Below are the records. Gather each line that holds "React".

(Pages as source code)
---------------

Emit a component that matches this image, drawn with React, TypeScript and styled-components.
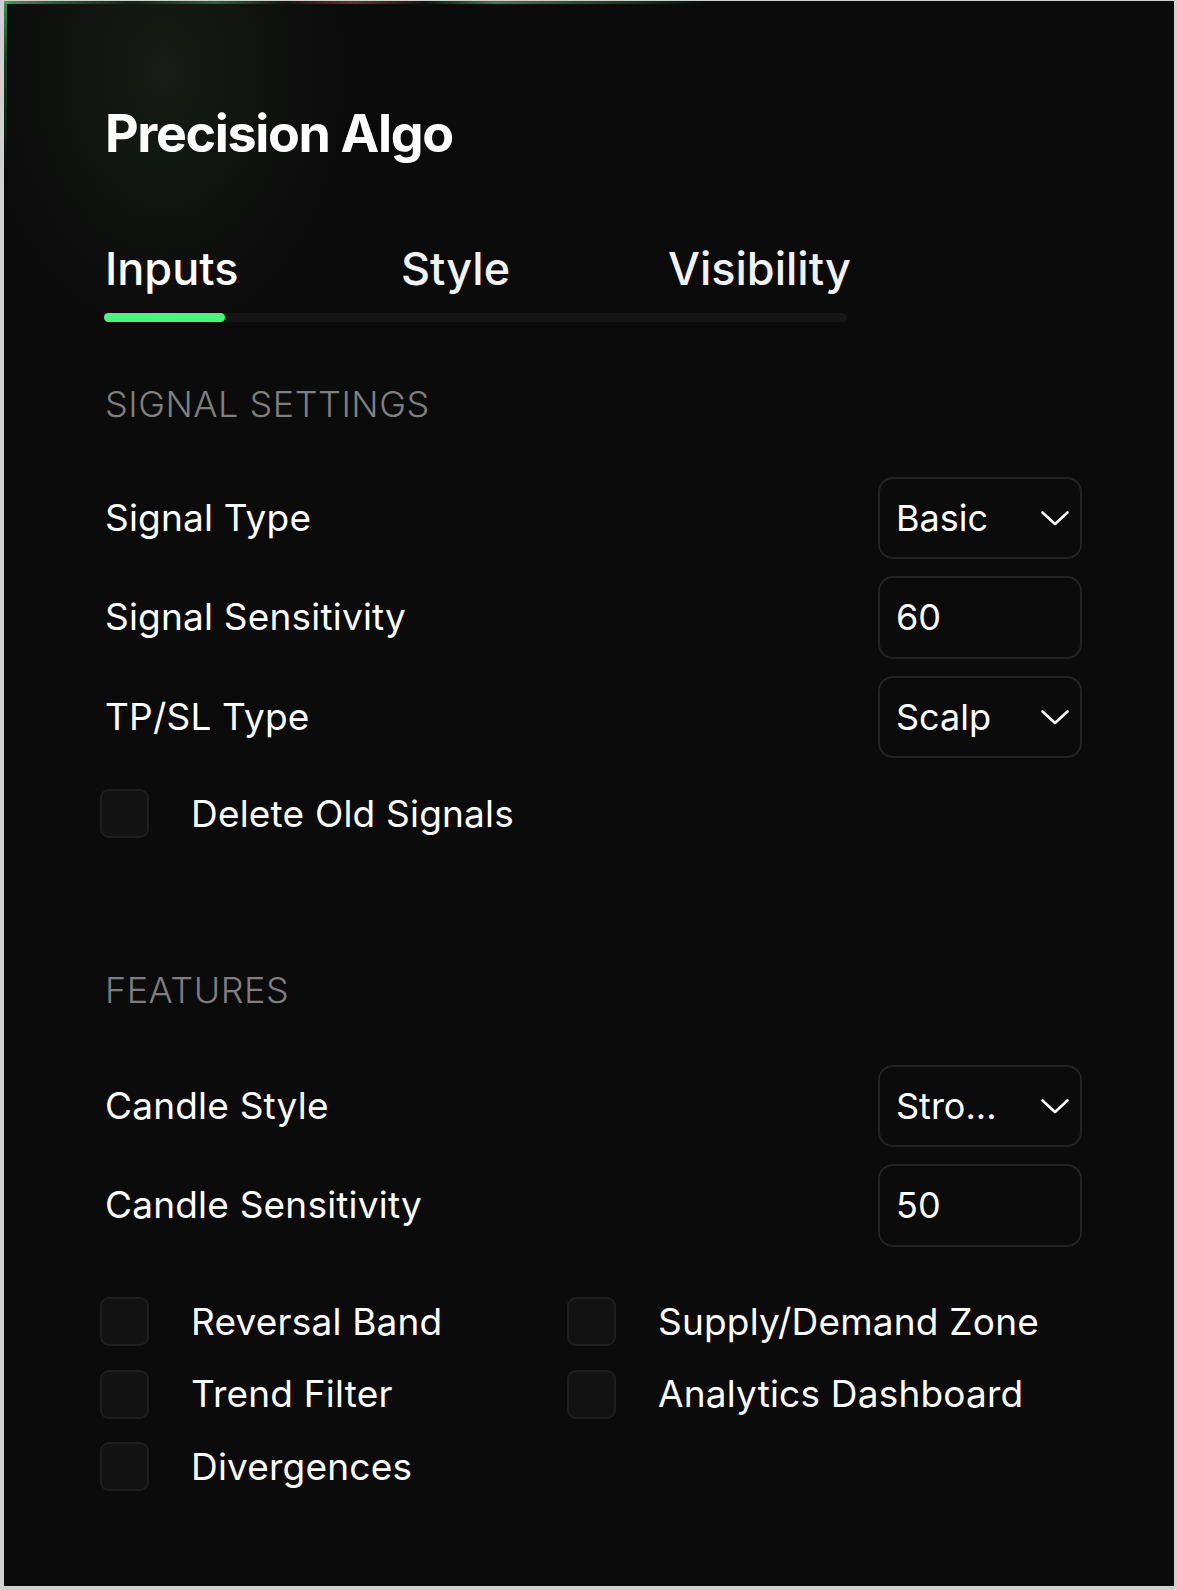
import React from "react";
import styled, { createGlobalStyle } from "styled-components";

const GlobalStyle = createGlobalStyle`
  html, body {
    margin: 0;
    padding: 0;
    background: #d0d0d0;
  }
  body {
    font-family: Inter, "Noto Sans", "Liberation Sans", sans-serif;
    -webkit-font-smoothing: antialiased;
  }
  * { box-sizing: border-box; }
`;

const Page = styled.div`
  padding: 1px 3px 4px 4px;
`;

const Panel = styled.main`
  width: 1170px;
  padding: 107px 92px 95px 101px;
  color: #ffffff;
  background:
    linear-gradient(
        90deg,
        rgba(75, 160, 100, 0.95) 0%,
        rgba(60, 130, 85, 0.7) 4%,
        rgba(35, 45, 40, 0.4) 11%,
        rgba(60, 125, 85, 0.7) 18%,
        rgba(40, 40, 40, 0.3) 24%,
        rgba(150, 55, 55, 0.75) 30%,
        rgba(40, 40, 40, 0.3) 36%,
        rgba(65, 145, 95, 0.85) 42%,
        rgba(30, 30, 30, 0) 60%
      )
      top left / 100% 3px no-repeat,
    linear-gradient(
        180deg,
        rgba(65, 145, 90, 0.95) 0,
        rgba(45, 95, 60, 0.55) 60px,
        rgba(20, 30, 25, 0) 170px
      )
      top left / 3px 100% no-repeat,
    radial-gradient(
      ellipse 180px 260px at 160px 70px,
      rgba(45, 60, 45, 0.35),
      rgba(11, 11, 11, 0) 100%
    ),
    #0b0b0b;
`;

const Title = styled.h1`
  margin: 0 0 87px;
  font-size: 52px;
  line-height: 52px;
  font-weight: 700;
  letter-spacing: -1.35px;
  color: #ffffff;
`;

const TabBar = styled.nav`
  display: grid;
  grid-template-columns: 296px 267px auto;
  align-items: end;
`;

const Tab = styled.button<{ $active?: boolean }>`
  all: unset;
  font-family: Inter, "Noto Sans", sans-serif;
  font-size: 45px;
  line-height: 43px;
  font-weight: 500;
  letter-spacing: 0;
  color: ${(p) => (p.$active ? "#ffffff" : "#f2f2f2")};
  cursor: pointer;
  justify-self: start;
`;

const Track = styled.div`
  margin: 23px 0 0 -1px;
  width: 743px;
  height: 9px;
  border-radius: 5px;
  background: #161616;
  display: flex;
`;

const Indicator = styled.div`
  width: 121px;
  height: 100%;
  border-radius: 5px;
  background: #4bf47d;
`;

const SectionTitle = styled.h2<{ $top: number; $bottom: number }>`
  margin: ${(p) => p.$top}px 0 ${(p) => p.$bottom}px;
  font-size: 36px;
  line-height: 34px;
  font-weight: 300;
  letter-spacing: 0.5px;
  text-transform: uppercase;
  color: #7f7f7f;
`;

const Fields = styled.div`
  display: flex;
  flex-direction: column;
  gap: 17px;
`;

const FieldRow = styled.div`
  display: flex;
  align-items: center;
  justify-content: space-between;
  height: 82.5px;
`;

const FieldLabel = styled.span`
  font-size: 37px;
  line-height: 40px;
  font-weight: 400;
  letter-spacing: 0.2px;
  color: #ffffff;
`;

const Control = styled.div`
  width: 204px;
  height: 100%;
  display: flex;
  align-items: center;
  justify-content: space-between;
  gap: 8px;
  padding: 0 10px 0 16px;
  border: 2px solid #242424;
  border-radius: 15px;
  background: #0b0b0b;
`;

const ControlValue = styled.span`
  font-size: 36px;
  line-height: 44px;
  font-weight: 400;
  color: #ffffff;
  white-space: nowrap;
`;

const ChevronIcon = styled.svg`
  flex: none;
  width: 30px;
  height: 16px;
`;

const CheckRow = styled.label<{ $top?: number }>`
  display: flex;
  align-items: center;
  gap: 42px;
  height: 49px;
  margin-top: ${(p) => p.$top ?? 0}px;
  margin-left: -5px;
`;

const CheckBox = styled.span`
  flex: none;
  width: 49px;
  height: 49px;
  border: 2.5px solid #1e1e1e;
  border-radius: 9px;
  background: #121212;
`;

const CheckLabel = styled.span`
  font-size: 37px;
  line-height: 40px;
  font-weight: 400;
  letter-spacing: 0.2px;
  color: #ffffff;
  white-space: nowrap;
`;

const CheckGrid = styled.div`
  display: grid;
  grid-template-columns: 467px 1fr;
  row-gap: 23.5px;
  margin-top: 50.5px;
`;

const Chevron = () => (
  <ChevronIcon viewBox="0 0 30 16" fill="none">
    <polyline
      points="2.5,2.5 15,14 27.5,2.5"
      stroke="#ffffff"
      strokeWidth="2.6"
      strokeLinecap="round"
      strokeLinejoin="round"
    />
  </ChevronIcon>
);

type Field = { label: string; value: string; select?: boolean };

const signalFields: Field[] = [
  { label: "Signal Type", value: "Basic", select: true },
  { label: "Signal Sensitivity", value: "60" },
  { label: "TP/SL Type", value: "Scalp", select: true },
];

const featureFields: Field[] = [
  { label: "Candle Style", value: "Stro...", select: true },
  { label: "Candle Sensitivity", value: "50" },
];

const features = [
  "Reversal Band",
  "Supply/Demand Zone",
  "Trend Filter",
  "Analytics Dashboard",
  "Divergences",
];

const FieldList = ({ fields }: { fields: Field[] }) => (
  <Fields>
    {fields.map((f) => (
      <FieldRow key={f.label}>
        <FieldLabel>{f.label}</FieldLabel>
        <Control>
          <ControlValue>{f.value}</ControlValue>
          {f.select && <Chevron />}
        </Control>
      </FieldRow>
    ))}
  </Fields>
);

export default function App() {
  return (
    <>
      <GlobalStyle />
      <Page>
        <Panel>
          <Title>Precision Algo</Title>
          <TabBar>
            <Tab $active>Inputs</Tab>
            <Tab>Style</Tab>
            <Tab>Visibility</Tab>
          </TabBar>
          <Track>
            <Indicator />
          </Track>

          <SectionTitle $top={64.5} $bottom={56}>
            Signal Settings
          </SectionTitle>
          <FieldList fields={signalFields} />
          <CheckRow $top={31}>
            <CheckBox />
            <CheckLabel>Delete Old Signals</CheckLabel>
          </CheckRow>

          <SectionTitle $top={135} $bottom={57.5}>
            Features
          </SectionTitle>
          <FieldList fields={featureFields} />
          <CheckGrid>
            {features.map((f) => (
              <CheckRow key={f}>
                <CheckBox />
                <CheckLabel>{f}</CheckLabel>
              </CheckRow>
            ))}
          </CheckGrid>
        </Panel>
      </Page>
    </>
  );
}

---------------

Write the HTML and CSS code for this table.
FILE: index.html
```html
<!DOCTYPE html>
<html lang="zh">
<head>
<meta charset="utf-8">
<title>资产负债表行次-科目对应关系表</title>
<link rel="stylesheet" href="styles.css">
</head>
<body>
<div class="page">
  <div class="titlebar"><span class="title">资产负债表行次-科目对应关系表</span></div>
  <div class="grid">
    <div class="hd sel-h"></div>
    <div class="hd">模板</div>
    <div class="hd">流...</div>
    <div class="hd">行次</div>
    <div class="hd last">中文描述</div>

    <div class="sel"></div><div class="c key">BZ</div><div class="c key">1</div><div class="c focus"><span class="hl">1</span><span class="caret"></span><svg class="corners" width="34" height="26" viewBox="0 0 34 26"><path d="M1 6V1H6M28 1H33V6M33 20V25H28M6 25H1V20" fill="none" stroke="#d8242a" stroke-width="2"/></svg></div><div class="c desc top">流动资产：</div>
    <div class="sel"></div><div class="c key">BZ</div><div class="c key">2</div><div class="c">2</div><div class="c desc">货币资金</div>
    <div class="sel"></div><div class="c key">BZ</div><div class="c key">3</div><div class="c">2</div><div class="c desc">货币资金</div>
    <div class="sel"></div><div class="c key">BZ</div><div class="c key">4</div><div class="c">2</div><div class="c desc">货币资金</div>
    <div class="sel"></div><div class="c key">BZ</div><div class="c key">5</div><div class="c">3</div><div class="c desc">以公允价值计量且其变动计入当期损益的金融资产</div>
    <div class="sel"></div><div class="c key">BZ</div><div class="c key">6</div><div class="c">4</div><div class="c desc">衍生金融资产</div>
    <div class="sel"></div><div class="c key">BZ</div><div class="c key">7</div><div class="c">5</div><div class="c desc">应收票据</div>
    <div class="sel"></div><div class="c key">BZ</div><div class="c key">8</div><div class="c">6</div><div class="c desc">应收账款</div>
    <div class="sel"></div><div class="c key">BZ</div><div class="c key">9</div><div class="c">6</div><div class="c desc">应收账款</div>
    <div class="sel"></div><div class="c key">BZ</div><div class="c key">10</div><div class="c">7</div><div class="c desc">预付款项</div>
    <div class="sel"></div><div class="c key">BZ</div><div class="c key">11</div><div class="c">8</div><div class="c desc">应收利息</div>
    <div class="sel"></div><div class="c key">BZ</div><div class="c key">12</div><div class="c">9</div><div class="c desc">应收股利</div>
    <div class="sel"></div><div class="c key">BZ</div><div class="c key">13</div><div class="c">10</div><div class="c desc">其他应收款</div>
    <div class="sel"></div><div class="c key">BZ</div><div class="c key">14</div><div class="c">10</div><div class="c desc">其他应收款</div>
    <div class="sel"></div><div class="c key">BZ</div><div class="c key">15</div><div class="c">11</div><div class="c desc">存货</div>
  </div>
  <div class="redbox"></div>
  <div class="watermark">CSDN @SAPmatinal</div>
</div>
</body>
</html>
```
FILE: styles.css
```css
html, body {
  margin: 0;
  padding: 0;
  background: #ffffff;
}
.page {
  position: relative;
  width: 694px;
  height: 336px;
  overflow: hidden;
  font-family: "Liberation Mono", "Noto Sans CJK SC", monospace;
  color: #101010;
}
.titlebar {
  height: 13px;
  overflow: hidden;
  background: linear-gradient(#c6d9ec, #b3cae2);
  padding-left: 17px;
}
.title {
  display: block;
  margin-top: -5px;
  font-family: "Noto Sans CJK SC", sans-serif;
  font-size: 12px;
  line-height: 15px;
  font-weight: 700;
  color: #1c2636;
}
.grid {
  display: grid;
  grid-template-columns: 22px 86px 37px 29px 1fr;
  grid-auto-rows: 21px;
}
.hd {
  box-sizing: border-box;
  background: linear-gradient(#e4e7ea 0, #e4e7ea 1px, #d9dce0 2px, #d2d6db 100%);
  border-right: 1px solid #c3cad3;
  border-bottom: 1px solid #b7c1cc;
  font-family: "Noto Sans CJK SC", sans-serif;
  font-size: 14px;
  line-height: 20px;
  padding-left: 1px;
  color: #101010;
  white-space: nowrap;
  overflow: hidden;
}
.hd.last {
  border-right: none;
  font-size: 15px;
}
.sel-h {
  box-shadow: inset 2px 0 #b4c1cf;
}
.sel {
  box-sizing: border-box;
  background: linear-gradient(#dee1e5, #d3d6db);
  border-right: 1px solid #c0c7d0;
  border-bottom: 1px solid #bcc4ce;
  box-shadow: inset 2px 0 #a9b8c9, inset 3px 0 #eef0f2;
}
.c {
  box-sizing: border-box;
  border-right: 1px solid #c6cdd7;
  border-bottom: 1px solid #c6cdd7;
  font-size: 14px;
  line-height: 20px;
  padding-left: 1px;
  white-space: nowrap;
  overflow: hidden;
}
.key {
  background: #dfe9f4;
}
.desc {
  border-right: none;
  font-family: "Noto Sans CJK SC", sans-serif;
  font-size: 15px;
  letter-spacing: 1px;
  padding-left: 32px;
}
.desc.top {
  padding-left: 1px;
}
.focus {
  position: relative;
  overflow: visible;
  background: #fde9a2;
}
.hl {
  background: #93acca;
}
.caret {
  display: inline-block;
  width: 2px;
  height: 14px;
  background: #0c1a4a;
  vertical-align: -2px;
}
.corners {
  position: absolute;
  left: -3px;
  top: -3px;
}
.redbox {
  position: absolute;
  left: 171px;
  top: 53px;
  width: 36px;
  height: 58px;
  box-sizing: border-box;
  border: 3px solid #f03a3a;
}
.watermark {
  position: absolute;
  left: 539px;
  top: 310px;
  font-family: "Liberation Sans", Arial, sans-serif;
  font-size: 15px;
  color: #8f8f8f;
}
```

---------------

* **Written response**:
Emit a component that matches this image, drawn with React, TypeScript and styled-components.
import React from "react";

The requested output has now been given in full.